* begin GIVEN INFORMATION *

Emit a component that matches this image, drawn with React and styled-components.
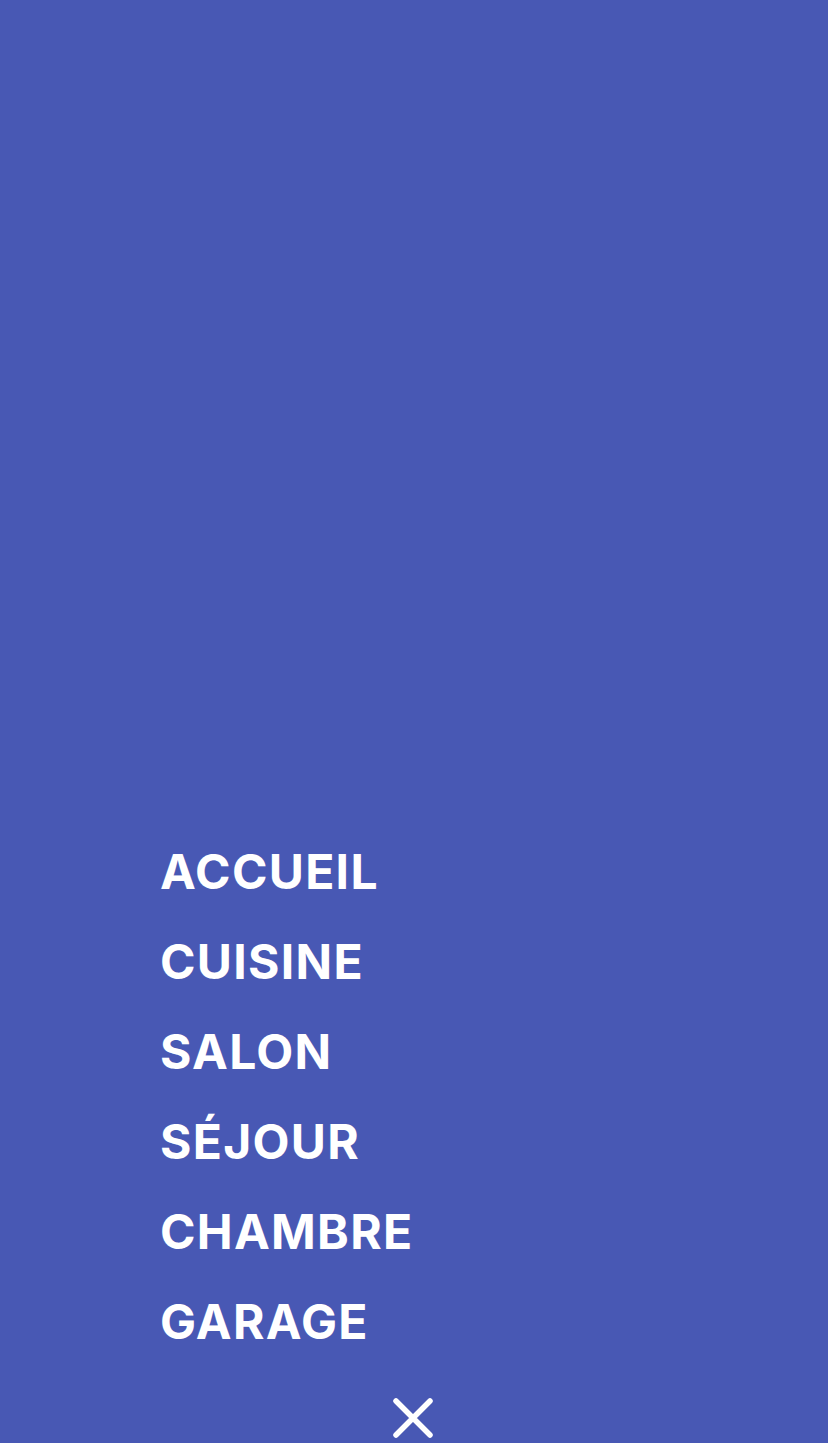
import React from 'react';
import styled, { createGlobalStyle } from 'styled-components';

const GlobalStyle = createGlobalStyle`
  html, body {
    margin: 0;
    padding: 0;
    background-color: #4858b4;
  }
  * {
    box-sizing: border-box;
  }
`;

const Screen = styled.div`
  min-height: 1443px;
  display: flex;
  flex-direction: column;
  justify-content: flex-end;
  background-color: #4858b4;
  font-family: Inter, "Liberation Sans", Arial, sans-serif;
`;

const Menu = styled.ul`
  list-style: none;
  margin: 0;
  padding: 0 0 0 160px;
`;

const MenuItem = styled.li`
  color: #fff;
  font-size: 48px;
  font-weight: 700;
  line-height: 90px;
  letter-spacing: 1.3px;
  cursor: pointer;
`;

const CloseButton = styled.button`
  align-self: center;
  width: 44px;
  height: 44px;
  margin: 30px 0 2px;
  padding: 0;
  border: none;
  background: transparent;
  display: flex;
  align-items: center;
  justify-content: center;
  cursor: pointer;
`;

const items = ['ACCUEIL', 'CUISINE', 'SALON', 'SÉJOUR', 'CHAMBRE', 'GARAGE'];

function App() {
  return (
    <>
      <GlobalStyle />
      <Screen>
        <Menu>
          {items.map((item) => (
            <MenuItem key={item}>{item}</MenuItem>
          ))}
        </Menu>
        <CloseButton aria-label="Fermer">
          <svg width="44" height="44" viewBox="0 0 44 44">
            <path
              d="M4 4 L38 38 M38 4 L4 38"
              stroke="#fff"
              strokeWidth="5.5"
              strokeLinecap="round"
            />
          </svg>
        </CloseButton>
      </Screen>
    </>
  );
}

export default App;
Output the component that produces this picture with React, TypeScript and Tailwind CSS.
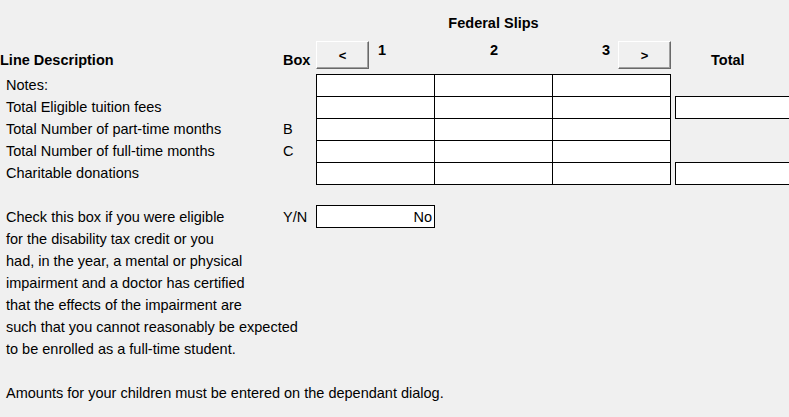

* end GIVEN INFORMATION *

Leave out the pictures and copy every record above exactly.

Emit a component that matches this image, drawn with React and styled-components.
import React from 'react';
import styled, { createGlobalStyle } from 'styled-components';

const GlobalStyle = createGlobalStyle`
  html, body {
    margin: 0;
    padding: 0;
    background-color: #4858b4;
  }
  * {
    box-sizing: border-box;
  }
`;

const Screen = styled.div`
  min-height: 1443px;
  display: flex;
  flex-direction: column;
  justify-content: flex-end;
  background-color: #4858b4;
  font-family: Inter, "Liberation Sans", Arial, sans-serif;
`;

const Menu = styled.ul`
  list-style: none;
  margin: 0;
  padding: 0 0 0 160px;
`;

const MenuItem = styled.li`
  color: #fff;
  font-size: 48px;
  font-weight: 700;
  line-height: 90px;
  letter-spacing: 1.3px;
  cursor: pointer;
`;

const CloseButton = styled.button`
  align-self: center;
  width: 44px;
  height: 44px;
  margin: 30px 0 2px;
  padding: 0;
  border: none;
  background: transparent;
  display: flex;
  align-items: center;
  justify-content: center;
  cursor: pointer;
`;

const items = ['ACCUEIL', 'CUISINE', 'SALON', 'SÉJOUR', 'CHAMBRE', 'GARAGE'];

function App() {
  return (
    <>
      <GlobalStyle />
      <Screen>
        <Menu>
          {items.map((item) => (
            <MenuItem key={item}>{item}</MenuItem>
          ))}
        </Menu>
        <CloseButton aria-label="Fermer">
          <svg width="44" height="44" viewBox="0 0 44 44">
            <path
              d="M4 4 L38 38 M38 4 L4 38"
              stroke="#fff"
              strokeWidth="5.5"
              strokeLinecap="round"
            />
          </svg>
        </CloseButton>
      </Screen>
    </>
  );
}

export default App;
Output the component that produces this picture with React, TypeScript and Tailwind CSS.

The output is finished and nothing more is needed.